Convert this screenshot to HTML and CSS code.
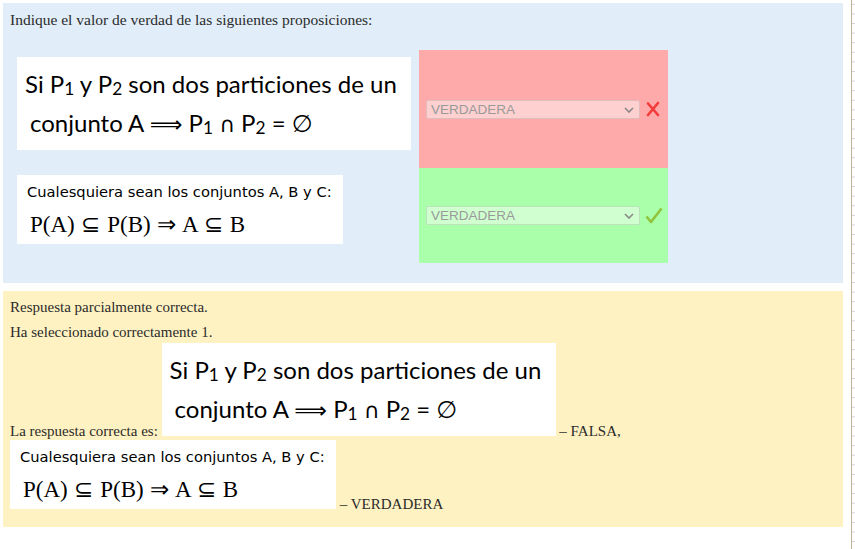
FILE: index.html
```html
<!DOCTYPE html>
<html lang="es">
<head>
<meta charset="utf-8">
<title>Pregunta</title>
<link rel="stylesheet" href="styles.css">
</head>
<body>
<div class="page">
  <div class="main">
    <div class="formulation">
      <p class="qtext">Indique el valor de verdad de las siguientes proposiciones:</p>
      <div class="answers">
        <div class="qcell">
          <div class="pic pic1">
            <div class="l1">Si P<sub>1</sub> y P<sub>2</sub> son dos particiones de un</div>
            <div class="l2">conjunto A <span class="arr">⟹</span> P<sub>1</sub> <span class="cap">∩</span> P<sub>2</sub> = ∅</div>
          </div>
        </div>
        <div class="acell incorrect">
          <div class="select"><span>VERDADERA</span><svg class="chev" width="10" height="6" viewBox="0 0 10 6"><path d="M1 1 L5 5 L9 1" fill="none" stroke="#888" stroke-width="1.6"/></svg></div>
          <svg class="icon" width="16" height="16" viewBox="0 0 16 16"><path d="M3 2.5 Q8 8 13 14 M13 2 Q8 8 3 14" fill="none" stroke="#f53a3a" stroke-width="2.6" stroke-linecap="round"/></svg>
        </div>
        <div class="qcell">
          <div class="pic pic2">
            <div class="m1">Cualesquiera sean los conjuntos A, B y C:</div>
            <div class="m2">P(A) ⊆ P(B) ⇒ A ⊆ B</div>
          </div>
        </div>
        <div class="acell correct">
          <div class="select"><span>VERDADERA</span><svg class="chev" width="10" height="6" viewBox="0 0 10 6"><path d="M1 1 L5 5 L9 1" fill="none" stroke="#888" stroke-width="1.6"/></svg></div>
          <svg class="icon" width="18" height="17" viewBox="0 0 18 17"><path d="M1.5 9.5 L6 15 L16.5 1.5" fill="none" stroke="#8fc43c" stroke-width="2.6" stroke-linejoin="round"/></svg>
        </div>
      </div>
    </div>
    <div class="outcome">
      <p class="fb1">Respuesta parcialmente correcta.</p>
      <p class="fb2">Ha seleccionado correctamente 1.</p>
      <div class="rightanswer">La respuesta correcta es: <span class="pic pic1 inl">
            <span class="l1">Si P<sub>1</sub> y P<sub>2</sub> son dos particiones de un</span>
            <span class="l2">conjunto A <span class="arr">⟹</span> P<sub>1</sub> <span class="cap">∩</span> P<sub>2</sub> = ∅</span>
          </span> – FALSA, <span class="pic pic2 inl">
            <span class="m1">Cualesquiera sean los conjuntos A, B y C:</span>
            <span class="m2">P(A) ⊆ P(B) ⇒ A ⊆ B</span>
          </span> – VERDADERA</div>
    </div>
  </div>
  <div class="ruler"></div>
</div>
</body>
</html>
```
FILE: styles.css
```css
html, body {
  margin: 0;
  padding: 0;
  background: #ffffff;
}
.page {
  display: flex;
  height: 549px;
  overflow: hidden;
}
.main {
  width: 840px;
  padding: 3px 0 0 3px;
  font-family: "Liberation Serif", serif;
  font-size: 15px;
  color: #2b2b2b;
}
.ruler {
  margin-left: 8px;
  width: 4px;
  height: 549px;
  border-left: 1px solid #b7b596;
  box-sizing: border-box;
  background: repeating-linear-gradient(to bottom, transparent 0, transparent 4px, #d4d4d4 4px, #d4d4d4 5px, transparent 5px, transparent 9.6px);
  background-size: 3px 9.6px;
  background-repeat: repeat-y;
}
.formulation {
  background: #e1eef9;
  height: 280px;
  box-sizing: border-box;
  padding: 7px;
}
.qtext {
  margin: 0 0 20px 0;
  line-height: 20px;
  font-size: 15.5px;
}
.answers {
  display: grid;
  grid-template-columns: 409px 249px;
  grid-template-rows: 118px 95px;
}
.qcell {
  padding: 7px 0 0 7px;
}
.acell {
  display: flex;
  align-items: center;
  padding-left: 7px;
  gap: 5px;
}
.acell.incorrect { background: #ffaaaa; }
.acell.correct { background: #aaffaa; }
.select {
  width: 214px;
  height: 19px;
  box-sizing: border-box;
  border: 1px solid rgba(120, 120, 120, 0.22);
  border-radius: 2px;
  background: rgba(255, 255, 255, 0.45);
  display: flex;
  align-items: center;
  justify-content: space-between;
  padding: 0 5px 0 4px;
  font-family: "Liberation Sans", sans-serif;
  font-size: 13.5px;
  color: #9a9a9a;
}
.chev { margin-top: 1px; }
.icon { display: block; }

.pic {
  background: #ffffff;
  box-sizing: border-box;
  color: #000;
}
.pic1 {
  width: 394px;
  height: 93px;
  padding: 7px 0 0 8px;
  font-family: Lato, "DejaVu Sans", sans-serif;
  font-size: 24px;
}
.pic1 .l1, .pic1 .l2 {
  display: block;
  line-height: 39px;
  white-space: nowrap;
}
.pic1 .l2 { padding-left: 5px; }
.pic1 sub {
  font-size: 0.72em;
  vertical-align: -0.1em;
  line-height: 0;
}
.arr {
  font-family: "DejaVu Sans", sans-serif;
  font-size: 0.95em;
}
.cap {
  font-family: "DejaVu Sans", sans-serif;
  font-size: 0.9em;
}
.pic2 {
  width: 326px;
  height: 69px;
  padding: 7px 0 0 10px;
}
.pic2 .m1 {
  display: block;
  font-family: "DejaVu Sans", sans-serif;
  font-size: 14.7px;
  line-height: 20px;
  white-space: nowrap;
}
.pic2 .m2 {
  display: block;
  margin-top: 5px;
  padding-left: 3px;
  font-family: "Liberation Serif", serif;
  font-size: 23px;
  line-height: 35px;
  word-spacing: 1px;
  white-space: nowrap;
}
.pic.inl {
  display: inline-block;
  overflow: hidden;
  vertical-align: baseline;
}

.outcome {
  margin-top: 8px;
  background: #fff2c2;
  height: 236px;
  box-sizing: border-box;
  padding: 7px;
}
.fb1 {
  margin: 0 0 7px 0;
  line-height: 18px;
}
.fb2 {
  margin: 0 0 2px 0;
  line-height: 18px;
}
.rightanswer {
  line-height: 18px;
}
```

*Exercise directions:* Copy out all of the material exactly as written, without its pictures.

*Full response:*
Convert this screenshot to HTML and CSS code.
FILE: index.html
```html
<!DOCTYPE html>
<html lang="es">
<head>
<meta charset="utf-8">
<title>Pregunta</title>
<link rel="stylesheet" href="styles.css">
</head>
<body>
<div class="page">
  <div class="main">
    <div class="formulation">
      <p class="qtext">Indique el valor de verdad de las siguientes proposiciones:</p>
      <div class="answers">
        <div class="qcell">
          <div class="pic pic1">
            <div class="l1">Si P<sub>1</sub> y P<sub>2</sub> son dos particiones de un</div>
            <div class="l2">conjunto A <span class="arr">⟹</span> P<sub>1</sub> <span class="cap">∩</span> P<sub>2</sub> = ∅</div>
          </div>
        </div>
        <div class="acell incorrect">
          <div class="select"><span>VERDADERA</span><svg class="chev" width="10" height="6" viewBox="0 0 10 6"><path d="M1 1 L5 5 L9 1" fill="none" stroke="#888" stroke-width="1.6"/></svg></div>
          <svg class="icon" width="16" height="16" viewBox="0 0 16 16"><path d="M3 2.5 Q8 8 13 14 M13 2 Q8 8 3 14" fill="none" stroke="#f53a3a" stroke-width="2.6" stroke-linecap="round"/></svg>
        </div>
        <div class="qcell">
          <div class="pic pic2">
            <div class="m1">Cualesquiera sean los conjuntos A, B y C:</div>
            <div class="m2">P(A) ⊆ P(B) ⇒ A ⊆ B</div>
          </div>
        </div>
        <div class="acell correct">
          <div class="select"><span>VERDADERA</span><svg class="chev" width="10" height="6" viewBox="0 0 10 6"><path d="M1 1 L5 5 L9 1" fill="none" stroke="#888" stroke-width="1.6"/></svg></div>
          <svg class="icon" width="18" height="17" viewBox="0 0 18 17"><path d="M1.5 9.5 L6 15 L16.5 1.5" fill="none" stroke="#8fc43c" stroke-width="2.6" stroke-linejoin="round"/></svg>
        </div>
      </div>
    </div>
    <div class="outcome">
      <p class="fb1">Respuesta parcialmente correcta.</p>
      <p class="fb2">Ha seleccionado correctamente 1.</p>
      <div class="rightanswer">La respuesta correcta es: <span class="pic pic1 inl">
            <span class="l1">Si P<sub>1</sub> y P<sub>2</sub> son dos particiones de un</span>
            <span class="l2">conjunto A <span class="arr">⟹</span> P<sub>1</sub> <span class="cap">∩</span> P<sub>2</sub> = ∅</span>
          </span> – FALSA, <span class="pic pic2 inl">
            <span class="m1">Cualesquiera sean los conjuntos A, B y C:</span>
            <span class="m2">P(A) ⊆ P(B) ⇒ A ⊆ B</span>
          </span> – VERDADERA</div>
    </div>
  </div>
  <div class="ruler"></div>
</div>
</body>
</html>
```
FILE: styles.css
```css
html, body {
  margin: 0;
  padding: 0;
  background: #ffffff;
}
.page {
  display: flex;
  height: 549px;
  overflow: hidden;
}
.main {
  width: 840px;
  padding: 3px 0 0 3px;
  font-family: "Liberation Serif", serif;
  font-size: 15px;
  color: #2b2b2b;
}
.ruler {
  margin-left: 8px;
  width: 4px;
  height: 549px;
  border-left: 1px solid #b7b596;
  box-sizing: border-box;
  background: repeating-linear-gradient(to bottom, transparent 0, transparent 4px, #d4d4d4 4px, #d4d4d4 5px, transparent 5px, transparent 9.6px);
  background-size: 3px 9.6px;
  background-repeat: repeat-y;
}
.formulation {
  background: #e1eef9;
  height: 280px;
  box-sizing: border-box;
  padding: 7px;
}
.qtext {
  margin: 0 0 20px 0;
  line-height: 20px;
  font-size: 15.5px;
}
.answers {
  display: grid;
  grid-template-columns: 409px 249px;
  grid-template-rows: 118px 95px;
}
.qcell {
  padding: 7px 0 0 7px;
}
.acell {
  display: flex;
  align-items: center;
  padding-left: 7px;
  gap: 5px;
}
.acell.incorrect { background: #ffaaaa; }
.acell.correct { background: #aaffaa; }
.select {
  width: 214px;
  height: 19px;
  box-sizing: border-box;
  border: 1px solid rgba(120, 120, 120, 0.22);
  border-radius: 2px;
  background: rgba(255, 255, 255, 0.45);
  display: flex;
  align-items: center;
  justify-content: space-between;
  padding: 0 5px 0 4px;
  font-family: "Liberation Sans", sans-serif;
  font-size: 13.5px;
  color: #9a9a9a;
}
.chev { margin-top: 1px; }
.icon { display: block; }

.pic {
  background: #ffffff;
  box-sizing: border-box;
  color: #000;
}
.pic1 {
  width: 394px;
  height: 93px;
  padding: 7px 0 0 8px;
  font-family: Lato, "DejaVu Sans", sans-serif;
  font-size: 24px;
}
.pic1 .l1, .pic1 .l2 {
  display: block;
  line-height: 39px;
  white-space: nowrap;
}
.pic1 .l2 { padding-left: 5px; }
.pic1 sub {
  font-size: 0.72em;
  vertical-align: -0.1em;
  line-height: 0;
}
.arr {
  font-family: "DejaVu Sans", sans-serif;
  font-size: 0.95em;
}
.cap {
  font-family: "DejaVu Sans", sans-serif;
  font-size: 0.9em;
}
.pic2 {
  width: 326px;
  height: 69px;
  padding: 7px 0 0 10px;
}
.pic2 .m1 {
  display: block;
  font-family: "DejaVu Sans", sans-serif;
  font-size: 14.7px;
  line-height: 20px;
  white-space: nowrap;
}
.pic2 .m2 {
  display: block;
  margin-top: 5px;
  padding-left: 3px;
  font-family: "Liberation Serif", serif;
  font-size: 23px;
  line-height: 35px;
  word-spacing: 1px;
  white-space: nowrap;
}
.pic.inl {
  display: inline-block;
  overflow: hidden;
  vertical-align: baseline;
}

.outcome {
  margin-top: 8px;
  background: #fff2c2;
  height: 236px;
  box-sizing: border-box;
  padding: 7px;
}
.fb1 {
  margin: 0 0 7px 0;
  line-height: 18px;
}
.fb2 {
  margin: 0 0 2px 0;
  line-height: 18px;
}
.rightanswer {
  line-height: 18px;
}
```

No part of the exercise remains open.